Start of Records for the task

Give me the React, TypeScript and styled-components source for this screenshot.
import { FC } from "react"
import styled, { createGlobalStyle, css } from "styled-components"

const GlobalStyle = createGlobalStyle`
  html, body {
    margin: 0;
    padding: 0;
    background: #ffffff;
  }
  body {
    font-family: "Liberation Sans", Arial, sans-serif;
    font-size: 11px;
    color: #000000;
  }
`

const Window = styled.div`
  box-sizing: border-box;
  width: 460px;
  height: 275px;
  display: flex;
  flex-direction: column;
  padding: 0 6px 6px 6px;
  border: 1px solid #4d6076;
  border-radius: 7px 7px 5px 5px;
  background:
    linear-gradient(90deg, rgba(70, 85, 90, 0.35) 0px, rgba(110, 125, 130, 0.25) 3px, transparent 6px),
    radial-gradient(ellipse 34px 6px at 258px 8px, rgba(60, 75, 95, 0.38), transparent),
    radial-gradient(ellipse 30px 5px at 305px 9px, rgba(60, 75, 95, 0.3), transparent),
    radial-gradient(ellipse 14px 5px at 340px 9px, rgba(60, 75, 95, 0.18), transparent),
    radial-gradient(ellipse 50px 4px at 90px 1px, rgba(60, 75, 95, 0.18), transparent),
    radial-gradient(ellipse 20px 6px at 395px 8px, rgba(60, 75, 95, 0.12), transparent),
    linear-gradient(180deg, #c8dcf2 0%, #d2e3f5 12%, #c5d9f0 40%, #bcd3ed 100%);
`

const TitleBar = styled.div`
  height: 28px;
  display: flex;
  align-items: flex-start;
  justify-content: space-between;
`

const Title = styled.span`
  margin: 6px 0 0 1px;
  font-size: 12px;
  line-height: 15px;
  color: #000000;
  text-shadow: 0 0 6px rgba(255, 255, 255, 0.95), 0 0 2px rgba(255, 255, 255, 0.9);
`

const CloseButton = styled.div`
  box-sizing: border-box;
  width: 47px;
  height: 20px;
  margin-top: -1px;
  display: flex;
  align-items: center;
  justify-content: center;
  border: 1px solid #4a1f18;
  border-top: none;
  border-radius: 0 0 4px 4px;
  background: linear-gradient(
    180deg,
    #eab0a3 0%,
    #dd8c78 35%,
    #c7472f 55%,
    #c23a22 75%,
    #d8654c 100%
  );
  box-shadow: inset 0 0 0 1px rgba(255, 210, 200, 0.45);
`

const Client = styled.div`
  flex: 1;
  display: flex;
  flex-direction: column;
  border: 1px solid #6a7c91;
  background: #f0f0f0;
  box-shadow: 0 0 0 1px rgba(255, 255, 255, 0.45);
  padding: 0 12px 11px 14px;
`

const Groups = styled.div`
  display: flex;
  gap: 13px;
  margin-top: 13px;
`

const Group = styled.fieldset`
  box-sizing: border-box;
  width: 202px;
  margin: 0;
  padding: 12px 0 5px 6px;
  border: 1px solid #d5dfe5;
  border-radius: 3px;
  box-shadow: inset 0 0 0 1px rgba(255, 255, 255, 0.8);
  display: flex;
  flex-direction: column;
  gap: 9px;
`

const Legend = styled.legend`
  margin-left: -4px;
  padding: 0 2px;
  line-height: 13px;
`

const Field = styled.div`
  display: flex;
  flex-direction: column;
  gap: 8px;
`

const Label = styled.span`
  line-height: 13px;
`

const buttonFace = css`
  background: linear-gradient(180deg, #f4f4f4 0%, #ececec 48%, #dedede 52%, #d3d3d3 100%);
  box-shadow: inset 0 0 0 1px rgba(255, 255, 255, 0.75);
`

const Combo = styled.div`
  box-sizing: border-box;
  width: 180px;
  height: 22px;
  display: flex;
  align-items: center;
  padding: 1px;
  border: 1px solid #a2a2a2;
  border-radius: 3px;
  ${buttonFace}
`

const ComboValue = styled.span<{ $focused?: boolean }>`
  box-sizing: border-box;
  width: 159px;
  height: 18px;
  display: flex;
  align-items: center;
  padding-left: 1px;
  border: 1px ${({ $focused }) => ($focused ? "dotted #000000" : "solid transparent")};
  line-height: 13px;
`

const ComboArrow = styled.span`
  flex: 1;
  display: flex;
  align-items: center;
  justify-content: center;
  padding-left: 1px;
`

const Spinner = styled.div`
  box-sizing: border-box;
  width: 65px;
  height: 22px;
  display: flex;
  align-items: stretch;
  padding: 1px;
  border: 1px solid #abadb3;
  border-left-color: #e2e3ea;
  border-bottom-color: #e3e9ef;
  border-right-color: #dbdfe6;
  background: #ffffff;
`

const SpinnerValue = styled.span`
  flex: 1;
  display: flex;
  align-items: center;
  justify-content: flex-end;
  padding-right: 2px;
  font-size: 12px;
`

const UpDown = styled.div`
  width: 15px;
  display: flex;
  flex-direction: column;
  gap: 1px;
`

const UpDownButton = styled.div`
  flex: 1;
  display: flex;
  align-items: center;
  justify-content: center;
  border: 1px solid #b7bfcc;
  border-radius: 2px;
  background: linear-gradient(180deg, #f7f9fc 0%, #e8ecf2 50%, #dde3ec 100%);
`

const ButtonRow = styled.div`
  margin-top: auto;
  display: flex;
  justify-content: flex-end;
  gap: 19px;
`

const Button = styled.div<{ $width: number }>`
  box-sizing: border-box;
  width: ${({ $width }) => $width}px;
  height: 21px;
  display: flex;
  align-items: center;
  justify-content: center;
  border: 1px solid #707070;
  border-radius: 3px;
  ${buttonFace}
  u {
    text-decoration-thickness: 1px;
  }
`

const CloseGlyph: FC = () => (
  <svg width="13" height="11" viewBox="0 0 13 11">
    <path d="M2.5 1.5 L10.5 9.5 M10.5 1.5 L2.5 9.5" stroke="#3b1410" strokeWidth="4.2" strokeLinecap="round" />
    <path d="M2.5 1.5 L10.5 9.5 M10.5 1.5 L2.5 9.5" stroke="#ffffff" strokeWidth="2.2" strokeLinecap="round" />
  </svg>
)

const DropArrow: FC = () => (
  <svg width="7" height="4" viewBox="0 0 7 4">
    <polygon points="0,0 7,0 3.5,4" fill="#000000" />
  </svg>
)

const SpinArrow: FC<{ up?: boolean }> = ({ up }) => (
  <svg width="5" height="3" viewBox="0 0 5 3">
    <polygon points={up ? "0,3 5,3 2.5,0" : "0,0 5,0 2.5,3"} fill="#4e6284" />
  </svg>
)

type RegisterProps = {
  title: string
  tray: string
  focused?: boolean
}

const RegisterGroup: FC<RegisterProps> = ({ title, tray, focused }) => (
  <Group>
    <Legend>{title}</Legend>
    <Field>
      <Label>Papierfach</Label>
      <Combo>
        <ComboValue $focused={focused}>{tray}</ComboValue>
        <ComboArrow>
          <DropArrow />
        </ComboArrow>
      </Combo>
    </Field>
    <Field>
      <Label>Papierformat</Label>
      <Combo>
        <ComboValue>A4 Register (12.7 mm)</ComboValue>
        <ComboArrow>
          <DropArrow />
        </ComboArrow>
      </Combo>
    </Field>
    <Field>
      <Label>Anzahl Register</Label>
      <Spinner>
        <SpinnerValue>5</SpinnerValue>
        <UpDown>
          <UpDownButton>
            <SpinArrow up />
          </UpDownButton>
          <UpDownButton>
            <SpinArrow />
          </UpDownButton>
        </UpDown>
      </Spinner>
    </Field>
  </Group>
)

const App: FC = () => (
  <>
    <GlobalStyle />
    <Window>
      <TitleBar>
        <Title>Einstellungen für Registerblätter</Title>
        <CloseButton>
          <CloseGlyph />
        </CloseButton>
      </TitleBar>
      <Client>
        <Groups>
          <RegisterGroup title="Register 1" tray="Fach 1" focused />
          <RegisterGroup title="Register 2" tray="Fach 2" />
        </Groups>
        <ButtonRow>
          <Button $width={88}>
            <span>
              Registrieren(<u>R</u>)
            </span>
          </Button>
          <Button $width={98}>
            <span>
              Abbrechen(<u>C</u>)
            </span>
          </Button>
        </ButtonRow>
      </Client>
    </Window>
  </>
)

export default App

End of Records for the task
Start of Records for the task

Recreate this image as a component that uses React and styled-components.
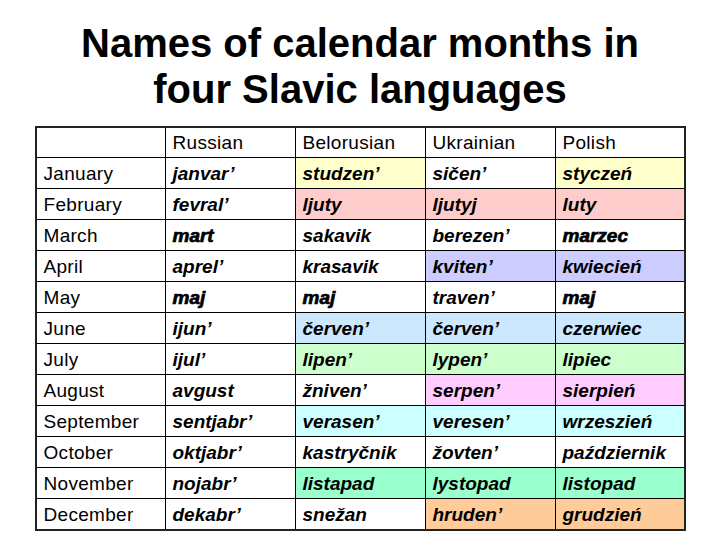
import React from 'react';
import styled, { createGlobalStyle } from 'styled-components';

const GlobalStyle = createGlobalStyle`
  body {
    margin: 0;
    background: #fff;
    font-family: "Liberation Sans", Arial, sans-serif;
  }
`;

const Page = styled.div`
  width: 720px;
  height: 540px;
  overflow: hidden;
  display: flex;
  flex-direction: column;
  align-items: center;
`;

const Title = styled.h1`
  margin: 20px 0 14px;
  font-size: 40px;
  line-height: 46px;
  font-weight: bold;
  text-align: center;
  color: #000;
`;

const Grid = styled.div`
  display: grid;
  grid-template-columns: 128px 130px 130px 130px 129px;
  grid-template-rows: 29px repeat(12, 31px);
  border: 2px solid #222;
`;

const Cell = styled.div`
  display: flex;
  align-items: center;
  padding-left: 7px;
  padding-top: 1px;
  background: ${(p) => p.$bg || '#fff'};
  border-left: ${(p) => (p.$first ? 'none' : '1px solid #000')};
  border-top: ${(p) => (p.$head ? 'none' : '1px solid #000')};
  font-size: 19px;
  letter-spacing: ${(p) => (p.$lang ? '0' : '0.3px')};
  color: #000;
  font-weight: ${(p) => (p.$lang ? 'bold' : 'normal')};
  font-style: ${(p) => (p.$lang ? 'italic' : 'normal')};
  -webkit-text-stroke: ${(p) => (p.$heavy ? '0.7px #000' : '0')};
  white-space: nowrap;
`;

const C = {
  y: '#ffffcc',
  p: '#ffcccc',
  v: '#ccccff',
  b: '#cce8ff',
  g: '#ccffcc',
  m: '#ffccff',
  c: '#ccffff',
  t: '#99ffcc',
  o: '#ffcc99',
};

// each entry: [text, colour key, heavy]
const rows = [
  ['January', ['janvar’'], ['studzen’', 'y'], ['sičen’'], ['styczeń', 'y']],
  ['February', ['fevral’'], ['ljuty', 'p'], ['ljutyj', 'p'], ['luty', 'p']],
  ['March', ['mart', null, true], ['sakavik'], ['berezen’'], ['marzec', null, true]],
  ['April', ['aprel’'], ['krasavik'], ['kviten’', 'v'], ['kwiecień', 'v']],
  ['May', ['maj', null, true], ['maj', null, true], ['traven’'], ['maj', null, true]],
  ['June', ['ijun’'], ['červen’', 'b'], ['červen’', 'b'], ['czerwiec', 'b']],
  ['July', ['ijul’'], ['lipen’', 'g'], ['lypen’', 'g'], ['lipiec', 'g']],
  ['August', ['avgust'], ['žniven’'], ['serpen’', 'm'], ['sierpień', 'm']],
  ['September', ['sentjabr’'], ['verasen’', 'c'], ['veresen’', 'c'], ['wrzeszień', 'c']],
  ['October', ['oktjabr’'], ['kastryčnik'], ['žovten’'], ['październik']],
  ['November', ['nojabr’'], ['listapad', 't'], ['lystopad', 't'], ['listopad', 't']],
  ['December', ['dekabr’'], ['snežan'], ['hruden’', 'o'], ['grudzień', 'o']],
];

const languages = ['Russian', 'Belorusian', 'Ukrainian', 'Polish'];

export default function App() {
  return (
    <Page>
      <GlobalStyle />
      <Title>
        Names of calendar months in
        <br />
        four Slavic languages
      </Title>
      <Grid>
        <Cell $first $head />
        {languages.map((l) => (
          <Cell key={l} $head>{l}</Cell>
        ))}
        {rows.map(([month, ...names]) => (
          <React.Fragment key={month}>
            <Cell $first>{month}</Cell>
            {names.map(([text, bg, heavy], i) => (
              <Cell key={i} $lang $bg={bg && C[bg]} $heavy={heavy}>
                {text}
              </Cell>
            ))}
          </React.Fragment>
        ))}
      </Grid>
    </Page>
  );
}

End of Records for the task

Within the listing, how many lines hold the word "components"? Only the number is to be given.

4